In a quiet patch of marsh in Nye County, a toad the size of a child’s palm has just pulled the federal government a little deeper into Nevada’s water wars.
The Railroad Valley toad, which lives only in a single spring-fed wetland in Railroad Valley, moved a step closer to Endangered Species Act protections after conservationists and federal officials hammered out a legal agreement that locks in a schedule for a listing decision. For environmental advocates, this is not just about one obscure amphibian. They argue the species is an early alarm bell for groundwater-fed wetlands across Nevada, warning that nearby oil, gas and mineral projects could drain or contaminate the springs that keep the toad alive unless federal protections limit or reshape that development.
As reported by KLAS, the U.S. Fish and Wildlife Service has agreed to a timetable that requires a final decision by May 31, 2028 on whether to list the Railroad Valley toad under the Endangered Species Act. Patrick Donnelly of the Center for Biological Diversity told the station the toad "is a one-of-a-kind symbol of the Great Basin’s biodiversity," and said the agreement brings the species "a step closer to the protections it so badly needs."
Federal timeline and lawsuit
According to the Federal Register, the Fish and Wildlife Service issued a 90-day finding on January 25, 2024, concluding that listing the Railroad Valley toad "may be warranted" and launching a full status review. When the agency failed to publish the required 12-month finding, the Center for Biological Diversity sued in May 2025 to force a decision.

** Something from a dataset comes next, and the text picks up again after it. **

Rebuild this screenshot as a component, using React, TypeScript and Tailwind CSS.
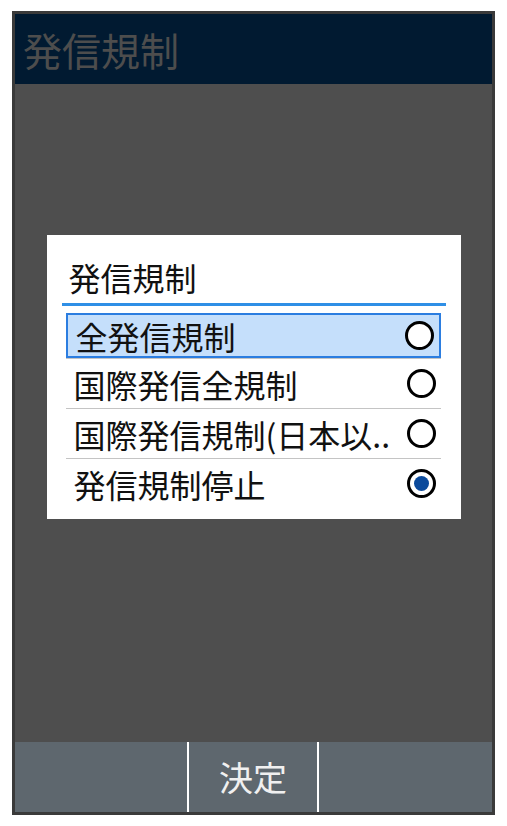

The species’ biology helps explain why advocates pushed the issue into court. The Bureau of Land Management notes in its project review that the Railroad Valley toad is confined to a spring-fed wetland complex at Locke’s Ranch and that its known range is extremely small. With the population clustered around just a handful of seeps and springs, even modest changes in groundwater levels or water quality tied to nearby development could hit the species hard.
Development pressures and water risk
Reporting by E&E News details how proposed Bureau of Land Management land sales and ongoing leasing in Railroad Valley have alarmed conservation groups. They warn that oil, gas and mineral operations could damage or dry out the wetlands that keep the toad’s habitat functioning. Environmental review documents for a 2025 mineral exploration proposal describe a relatively small surface disturbance but flag concerns about cumulative groundwater drawdown when that project is combined with other pumping and extraction in the valley.
What a federal listing would do
A formal listing under the Endangered Species Act would flip on a series of federal safeguards for the Railroad Valley toad and its habitat. Any project that might affect the species or its wetland home would face review under Section 7 of the act, and the Fish and Wildlife Service could designate critical habitat and limit activities that would "take" the toad, as outlined in the agency’s planning guidance. The Service’s IPaC project-planning tool, described by the Fish & Wildlife Service, explains how official species lists and consultations shape federal permitting, mitigation requirements and water-use decisions.
Conservation groups say the new schedule is a rare bit of breathing room for a species with no backup habitat. It gives scientists time to fill in data gaps while also putting legal pressure on the timeline so the process does not stall again. In a 2023 press release, the Center for Biological Diversity warned that "these small amphibians don’t have time for further delays," underscoring advocates’ push to lock in protections before development and groundwater pumping get too far ahead of the science.